▶ [DATASET EXCERPTS]:
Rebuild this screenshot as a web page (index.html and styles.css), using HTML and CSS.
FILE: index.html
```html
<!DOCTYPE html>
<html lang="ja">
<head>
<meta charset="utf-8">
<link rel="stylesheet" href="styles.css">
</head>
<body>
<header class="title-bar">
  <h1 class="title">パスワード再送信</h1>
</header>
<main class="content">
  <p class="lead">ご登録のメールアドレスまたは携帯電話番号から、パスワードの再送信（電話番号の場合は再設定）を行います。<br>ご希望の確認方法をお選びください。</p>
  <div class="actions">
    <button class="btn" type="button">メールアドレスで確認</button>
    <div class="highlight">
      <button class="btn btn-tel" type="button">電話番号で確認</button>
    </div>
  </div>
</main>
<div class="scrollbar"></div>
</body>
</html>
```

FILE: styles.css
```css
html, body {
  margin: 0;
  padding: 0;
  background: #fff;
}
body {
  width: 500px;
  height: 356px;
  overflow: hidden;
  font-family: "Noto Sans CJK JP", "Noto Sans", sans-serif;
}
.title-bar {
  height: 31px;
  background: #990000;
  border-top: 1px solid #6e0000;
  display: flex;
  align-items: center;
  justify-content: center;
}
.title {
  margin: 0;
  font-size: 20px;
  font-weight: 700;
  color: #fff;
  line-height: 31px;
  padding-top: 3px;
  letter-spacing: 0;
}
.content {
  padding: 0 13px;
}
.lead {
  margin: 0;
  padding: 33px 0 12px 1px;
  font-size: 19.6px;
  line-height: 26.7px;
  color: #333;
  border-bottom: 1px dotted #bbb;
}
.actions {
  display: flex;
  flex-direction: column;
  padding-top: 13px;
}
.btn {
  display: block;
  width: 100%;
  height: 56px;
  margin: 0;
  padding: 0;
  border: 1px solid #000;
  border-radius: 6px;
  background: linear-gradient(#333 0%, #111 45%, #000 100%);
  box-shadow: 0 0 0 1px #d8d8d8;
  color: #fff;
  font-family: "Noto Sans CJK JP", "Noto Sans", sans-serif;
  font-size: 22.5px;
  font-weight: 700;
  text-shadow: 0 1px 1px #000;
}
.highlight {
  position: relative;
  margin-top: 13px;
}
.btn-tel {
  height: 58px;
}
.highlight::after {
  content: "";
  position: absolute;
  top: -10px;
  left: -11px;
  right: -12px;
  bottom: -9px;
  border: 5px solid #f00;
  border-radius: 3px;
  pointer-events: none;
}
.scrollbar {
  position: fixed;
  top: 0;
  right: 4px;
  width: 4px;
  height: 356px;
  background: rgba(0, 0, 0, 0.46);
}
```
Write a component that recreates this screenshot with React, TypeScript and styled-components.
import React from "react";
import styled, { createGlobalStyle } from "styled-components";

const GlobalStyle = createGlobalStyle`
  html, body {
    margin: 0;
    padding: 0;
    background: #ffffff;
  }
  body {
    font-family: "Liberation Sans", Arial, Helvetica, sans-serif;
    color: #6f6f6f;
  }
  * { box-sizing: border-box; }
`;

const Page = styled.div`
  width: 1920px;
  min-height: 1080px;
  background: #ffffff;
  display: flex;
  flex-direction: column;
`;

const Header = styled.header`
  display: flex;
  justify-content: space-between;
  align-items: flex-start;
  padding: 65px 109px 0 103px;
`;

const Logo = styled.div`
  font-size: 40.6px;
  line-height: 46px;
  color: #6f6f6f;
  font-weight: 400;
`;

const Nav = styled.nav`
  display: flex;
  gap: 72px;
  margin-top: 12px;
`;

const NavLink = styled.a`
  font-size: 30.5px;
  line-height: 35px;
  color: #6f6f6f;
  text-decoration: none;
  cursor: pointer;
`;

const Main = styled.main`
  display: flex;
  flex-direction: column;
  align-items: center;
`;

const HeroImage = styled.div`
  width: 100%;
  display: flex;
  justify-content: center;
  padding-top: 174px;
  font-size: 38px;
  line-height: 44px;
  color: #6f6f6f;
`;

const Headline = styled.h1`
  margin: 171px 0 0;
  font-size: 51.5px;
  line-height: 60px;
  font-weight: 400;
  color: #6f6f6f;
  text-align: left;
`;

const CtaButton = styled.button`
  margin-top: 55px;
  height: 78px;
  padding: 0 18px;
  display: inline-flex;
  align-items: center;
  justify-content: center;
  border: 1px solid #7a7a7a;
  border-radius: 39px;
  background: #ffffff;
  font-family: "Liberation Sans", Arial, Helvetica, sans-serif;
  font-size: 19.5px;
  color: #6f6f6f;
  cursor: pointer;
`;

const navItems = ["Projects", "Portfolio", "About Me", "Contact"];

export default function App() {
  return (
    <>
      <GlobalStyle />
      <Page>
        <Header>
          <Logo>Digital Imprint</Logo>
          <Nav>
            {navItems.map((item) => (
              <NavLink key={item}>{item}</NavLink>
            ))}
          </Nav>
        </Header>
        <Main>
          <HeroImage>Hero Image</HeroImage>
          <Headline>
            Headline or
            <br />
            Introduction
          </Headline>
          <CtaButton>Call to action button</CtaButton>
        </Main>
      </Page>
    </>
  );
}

▶ [DIRECTIONS FOR THIS TASK]: Go through the entries and return each line where the word "components" appears.

▶ [SOLUTION FOR THIS PROBLEM]:
Write a component that recreates this screenshot with React, TypeScript and styled-components.
import styled, { createGlobalStyle } from "styled-components";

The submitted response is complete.